----- SUPPLIED MATERIAL
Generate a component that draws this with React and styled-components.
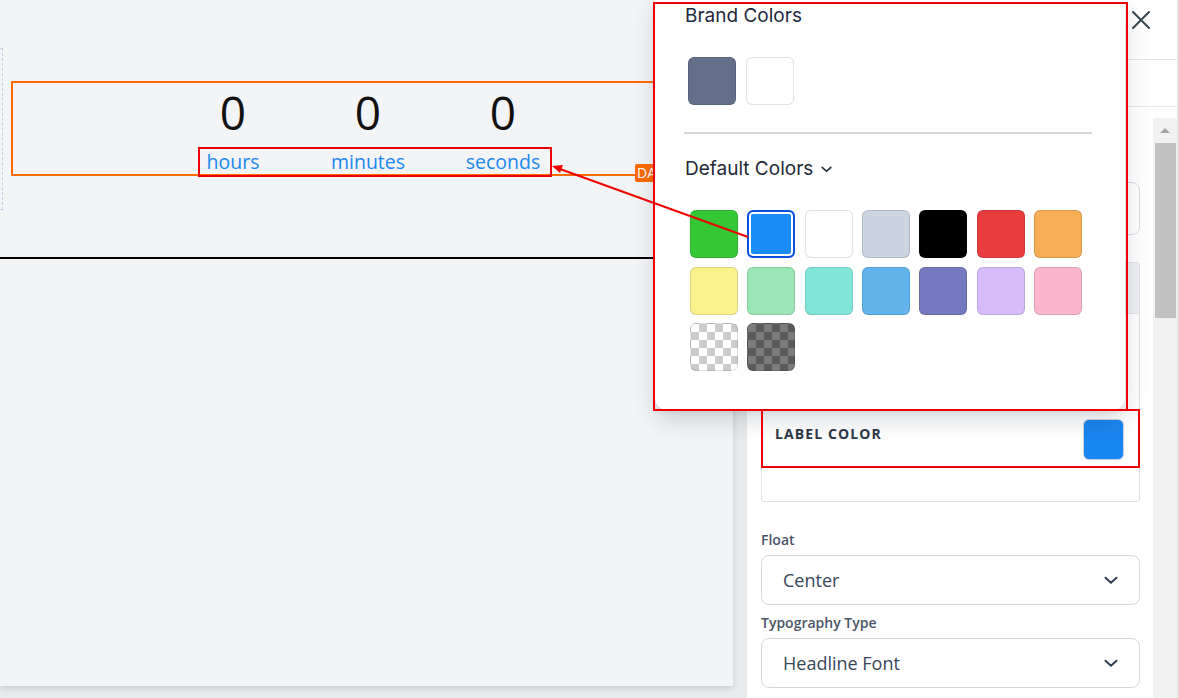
import React from "react";
import styled, { createGlobalStyle } from "styled-components";

const GlobalStyle = createGlobalStyle`
  html, body { margin: 0; padding: 0; }
  body {
    background: #e9eaec;
    overflow: hidden;
    font-family: "Open Sans", "Noto Sans", sans-serif;
  }
`;

const Page = styled.div`
  position: relative;
  display: flex;
  width: 1179px;
  height: 698px;
  overflow: hidden;
  background: #e9eaec;
`;

const Workspace = styled.div`
  width: 747px;
  flex: none;
  background: #e9eaec;
`;

const Canvas = styled.div`
  width: 733px;
  height: 686px;
  background: #f3f4f6;
  box-shadow: 0 2px 6px rgba(0, 0, 0, 0.14);
  display: flex;
  flex-direction: column;
`;

const TopRow = styled.div`
  display: flex;
  align-items: flex-start;
`;

const DashedEdge = styled.div`
  margin-top: 48px;
  width: 2px;
  height: 160px;
  border: 1px dashed #c9cce6;
  border-left: none;
`;

const CountdownBox = styled.div`
  position: relative;
  margin-top: 81px;
  margin-left: 8px;
  width: 714px;
  box-sizing: border-box;
  border: 2px solid #ff6a00;
  padding-top: 6px;
  display: flex;
  justify-content: center;
`;

const Unit = styled.div`
  width: 135px;
  display: flex;
  flex-direction: column;
  align-items: center;
`;

const Number = styled.div`
  font-family: "Open Sans", sans-serif;
  font-size: 46px;
  line-height: 46px;
  color: #111;
`;

const UnitLabel = styled.div`
  margin-top: 15px;
  font-family: "Open Sans", sans-serif;
  font-size: 19.5px;
  line-height: 24px;
  color: #1b87f0;
`;

const Tag = styled.div`
  position: absolute;
  left: 622px;
  top: 81px;
  width: 18px;
  height: 18px;
  background: #ff6a00;
  color: #fff;
  font-family: "Open Sans", sans-serif;
  font-size: 14px;
  line-height: 18px;
  padding-left: 2px;
  box-sizing: border-box;
  border-radius: 2px 0 0 2px;
  overflow: hidden;
  white-space: nowrap;
`;

const HRule = styled.div`
  margin-top: 47px;
  height: 2px;
  width: 100%;
  background: #000;
`;

/* ---------- Right panel ---------- */

const Panel = styled.div`
  width: 432px;
  flex: none;
  background: #fff;
  display: flex;
  flex-direction: column;
  border-right: 2px solid #e3e3e3;
  box-sizing: border-box;
`;

const PanelHeader = styled.div`
  height: 60px;
  box-sizing: border-box;
  border-bottom: 1px solid #e5e7eb;
  display: flex;
  justify-content: flex-end;
  align-items: flex-start;
  padding: 11px 27px 0 0;
`;

const CloseButton = styled.button`
  border: none;
  background: none;
  padding: 0;
  width: 18px;
  height: 18px;
  display: flex;
  color: #37474f;
`;

const TabBar = styled.div`
  height: 47px;
  box-sizing: border-box;
  border-bottom: 1px solid #e5e7eb;
`;

const PanelBody = styled.div`
  flex: 1;
  display: flex;
  min-height: 0;
`;

const Content = styled.div`
  width: 379px;
  margin-left: 14px;
  padding-top: 48px;
  box-sizing: content-box;
`;

const FieldLabel = styled.div`
  font-family: "Open Sans", sans-serif;
  font-size: 14px;
  font-weight: 600;
  line-height: 20px;
  color: #4a5568;
  margin-top: ${(p) => p.$mt || 0}px;
`;

const TextInput = styled.div`
  margin-top: 7px;
  height: 53px;
  box-sizing: border-box;
  border: 1px solid #d6dae0;
  border-radius: 8px;
  background: #fff;
`;

const Group = styled.div`
  margin-top: 27px;
  border: 1px solid #dfe2e7;
  border-radius: 3px;
  background: #fff;
  padding-bottom: 33px;
`;

const GroupHeader = styled.div`
  height: 51px;
  background: #eef0f3;
  border-bottom: 1px solid #e2e5ea;
  box-sizing: border-box;
`;

const GroupRows = styled.div`
  padding-top: 40px;
`;

const ColorRow = styled.div`
  height: 57px;
  display: flex;
  justify-content: space-between;
  align-items: flex-start;
  padding: 0 15px 0 13px;
`;

const RowLabel = styled.div`
  margin-top: 13px;
  font-family: "Open Sans", sans-serif;
  font-size: 14px;
  font-weight: 700;
  line-height: 20px;
  letter-spacing: 1.1px;
  color: #2d3748;
`;

const RowSwatch = styled.div`
  margin-top: 8px;
  width: 41px;
  height: 41px;
  box-sizing: border-box;
  border-radius: 6px;
  border: 1px solid #c9d3e0;
  background: ${(p) => p.$color};
`;

const Select = styled.div`
  margin-top: 5px;
  height: 50px;
  box-sizing: border-box;
  border: 1px solid #d4d8de;
  border-radius: 8px;
  background: #fff;
  display: flex;
  align-items: center;
  justify-content: space-between;
  padding: 0 21px 0 21px;
  font-family: "Open Sans", sans-serif;
  font-size: 18px;
  color: #37475a;
`;

const Scrollbar = styled.div`
  margin-top: 11px;
  margin-left: 13px;
  width: 24px;
  background: #f1f1f1;
  display: flex;
  flex-direction: column;
  align-items: center;
`;

const ScrollArrow = styled.div`
  margin-top: 10px;
  width: 0;
  height: 0;
  border-left: 5px solid transparent;
  border-right: 5px solid transparent;
  border-bottom: 5px solid #a3a3a3;
`;

const ScrollThumb = styled.div`
  margin-top: 10px;
  width: 21px;
  height: 175px;
  background: #c1c1c1;
`;

/* ---------- Popover ---------- */

const Popover = styled.div`
  position: absolute;
  left: 655px;
  top: 0;
  width: 470px;
  height: 410px;
  box-sizing: border-box;
  background: #fff;
  border-radius: 0 0 12px 12px;
  box-shadow: 0 10px 24px rgba(15, 23, 42, 0.16), 0 2px 6px rgba(15, 23, 42, 0.08);
  padding: 4px 35px 0 30px;
  font-family: Inter, "Open Sans", sans-serif;
  color: #1e293b;
`;

const PopTitle = styled.div`
  font-size: 19px;
  line-height: 24px;
  display: flex;
  align-items: center;
  gap: 8px;
  margin-top: ${(p) => p.$mt || 0}px;
`;

const BrandRow = styled.div`
  margin-top: 29px;
  padding-left: 3px;
  display: flex;
  gap: 10px;
`;

const Divider = styled.div`
  margin-top: 27px;
  height: 2px;
  background: #d3d8df;
  margin-right: 0;
  width: 408px;
  margin-left: -1px;
`;

const Grid = styled.div`
  margin-top: 29px;
  padding-left: 5px;
  display: grid;
  grid-template-columns: repeat(7, 48px);
  column-gap: 9.33px;
  row-gap: 8.5px;
`;

const Swatch = styled.div`
  width: 48px;
  height: 48px;
  box-sizing: border-box;
  border-radius: 6px;
  border: 1px solid rgba(15, 23, 42, 0.13);
  background: ${(p) => p.$color};
  ${(p) =>
    p.$checker === "light" &&
    `background: repeating-conic-gradient(#cbcbcb 0% 25%, #ffffff 0% 50%) 0 0 / 16px 16px;`}
  ${(p) =>
    p.$checker === "dark" &&
    `background: repeating-conic-gradient(#5b5b5b 0% 25%, #7b7b7b 0% 50%) 0 0 / 16px 16px;`}
  ${(p) =>
    p.$selected &&
    `border: 2px solid #0a4fe0; box-shadow: inset 0 0 0 2px #fff;`}
`;

/* ---------- Annotations ---------- */

const Annotation = styled.div`
  position: absolute;
  box-sizing: border-box;
  border: 2px solid #ee0000;
  pointer-events: none;
`;

const ArrowLayer = styled.svg`
  position: absolute;
  left: 0;
  top: 0;
  pointer-events: none;
`;

const Chevron = ({ size = 14, stroke = "#334155", width = 2 }) => (
  <svg width={size} height={size * 0.6} viewBox="0 0 14 8" fill="none">
    <polyline points="1.5,1.5 7,6.5 12.5,1.5" stroke={stroke} strokeWidth={width} strokeLinecap="round" strokeLinejoin="round" />
  </svg>
);

const defaults = [
  { c: "#34c834" },
  { c: "#1a8cf5", selected: true },
  { c: "#ffffff" },
  { c: "#cbd5e0" },
  { c: "#000000" },
  { c: "#e83c3e" },
  { c: "#f6ad55" },
  { c: "#faf08c" },
  { c: "#9ae6b4" },
  { c: "#81e6d9" },
  { c: "#63b3ed" },
  { c: "#7579bd" },
  { c: "#d6bcfa" },
  { c: "#fbb6ce" },
  { checker: "light" },
  { checker: "dark" },
];

export default function App() {
  return (
    <>
      <GlobalStyle />
      <Page>
        <Workspace>
          <Canvas>
            <TopRow>
              <DashedEdge />
              <CountdownBox>
                <Unit>
                  <Number>0</Number>
                  <UnitLabel>hours</UnitLabel>
                </Unit>
                <Unit>
                  <Number>0</Number>
                  <UnitLabel>minutes</UnitLabel>
                </Unit>
                <Unit>
                  <Number>0</Number>
                  <UnitLabel>seconds</UnitLabel>
                </Unit>
                <Tag>DATE</Tag>
              </CountdownBox>
            </TopRow>
            <HRule />
          </Canvas>
        </Workspace>

        <Panel>
          <PanelHeader>
            <CloseButton aria-label="Close">
              <svg width="18" height="18" viewBox="0 0 18 18" fill="none">
                <path d="M1 1 L17 17 M17 1 L1 17" stroke="#37474f" strokeWidth="2" strokeLinecap="round" />
              </svg>
            </CloseButton>
          </PanelHeader>
          <TabBar />
          <PanelBody>
            <Content>
              <FieldLabel>Label Text</FieldLabel>
              <TextInput />
              <Group>
                <GroupHeader />
                <GroupRows>
                  <ColorRow>
                    <RowLabel>NUMBER COLOR</RowLabel>
                    <RowSwatch $color="#111111" />
                  </ColorRow>
                  <ColorRow>
                    <RowLabel>LABEL COLOR</RowLabel>
                    <RowSwatch $color="#1a86f0" />
                  </ColorRow>
                </GroupRows>
              </Group>
              <FieldLabel $mt={28}>Float</FieldLabel>
              <Select>
                <span>Center</span>
                <Chevron size={14} stroke="#334155" width={2} />
              </Select>
              <FieldLabel $mt={8}>Typography Type</FieldLabel>
              <Select>
                <span>Headline Font</span>
                <Chevron size={14} stroke="#334155" width={2} />
              </Select>
            </Content>
            <Scrollbar>
              <ScrollArrow />
              <ScrollThumb />
            </Scrollbar>
          </PanelBody>
        </Panel>

        <Popover>
          <PopTitle>Brand Colors</PopTitle>
          <BrandRow>
            <Swatch $color="#64708a" />
            <Swatch $color="#ffffff" />
          </BrandRow>
          <Divider />
          <PopTitle $mt={23}>
            Default Colors
            <Chevron size={11} stroke="#1e293b" width={2} />
          </PopTitle>
          <Grid>
            {defaults.map((d, i) => (
              <Swatch key={i} $color={d.c} $checker={d.checker} $selected={d.selected} />
            ))}
          </Grid>
        </Popover>

        <Annotation style={{ left: 653, top: 2, width: 475, height: 409 }} />
        <Annotation style={{ left: 198, top: 147, width: 354, height: 30 }} />
        <Annotation style={{ left: 761, top: 409, width: 379, height: 59 }} />
        <ArrowLayer width="1179" height="698" viewBox="0 0 1179 698">
          <line x1="748" y1="237" x2="560" y2="169" stroke="#ee0000" strokeWidth="2" />
          <polygon points="552,166 563,165 560,173" fill="#ee0000" />
        </ArrowLayer>
      </Page>
    </>
  );
}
----------
* [TASK GOAL]
Give again, word for word, every line from the top of the data through the line with "panel ---------- */", both ends included, and exclude the pictures.

* [EXERCISE SOLUTION]
Generate a component that draws this with React and styled-components.
import React from "react";
import styled, { createGlobalStyle } from "styled-components";

const GlobalStyle = createGlobalStyle`
  html, body { margin: 0; padding: 0; }
  body {
    background: #e9eaec;
    overflow: hidden;
    font-family: "Open Sans", "Noto Sans", sans-serif;
  }
`;

const Page = styled.div`
  position: relative;
  display: flex;
  width: 1179px;
  height: 698px;
  overflow: hidden;
  background: #e9eaec;
`;

const Workspace = styled.div`
  width: 747px;
  flex: none;
  background: #e9eaec;
`;

const Canvas = styled.div`
  width: 733px;
  height: 686px;
  background: #f3f4f6;
  box-shadow: 0 2px 6px rgba(0, 0, 0, 0.14);
  display: flex;
  flex-direction: column;
`;

const TopRow = styled.div`
  display: flex;
  align-items: flex-start;
`;

const DashedEdge = styled.div`
  margin-top: 48px;
  width: 2px;
  height: 160px;
  border: 1px dashed #c9cce6;
  border-left: none;
`;

const CountdownBox = styled.div`
  position: relative;
  margin-top: 81px;
  margin-left: 8px;
  width: 714px;
  box-sizing: border-box;
  border: 2px solid #ff6a00;
  padding-top: 6px;
  display: flex;
  justify-content: center;
`;

const Unit = styled.div`
  width: 135px;
  display: flex;
  flex-direction: column;
  align-items: center;
`;

const Number = styled.div`
  font-family: "Open Sans", sans-serif;
  font-size: 46px;
  line-height: 46px;
  color: #111;
`;

const UnitLabel = styled.div`
  margin-top: 15px;
  font-family: "Open Sans", sans-serif;
  font-size: 19.5px;
  line-height: 24px;
  color: #1b87f0;
`;

const Tag = styled.div`
  position: absolute;
  left: 622px;
  top: 81px;
  width: 18px;
  height: 18px;
  background: #ff6a00;
  color: #fff;
  font-family: "Open Sans", sans-serif;
  font-size: 14px;
  line-height: 18px;
  padding-left: 2px;
  box-sizing: border-box;
  border-radius: 2px 0 0 2px;
  overflow: hidden;
  white-space: nowrap;
`;

const HRule = styled.div`
  margin-top: 47px;
  height: 2px;
  width: 100%;
  background: #000;
`;

/* ---------- Right panel ---------- */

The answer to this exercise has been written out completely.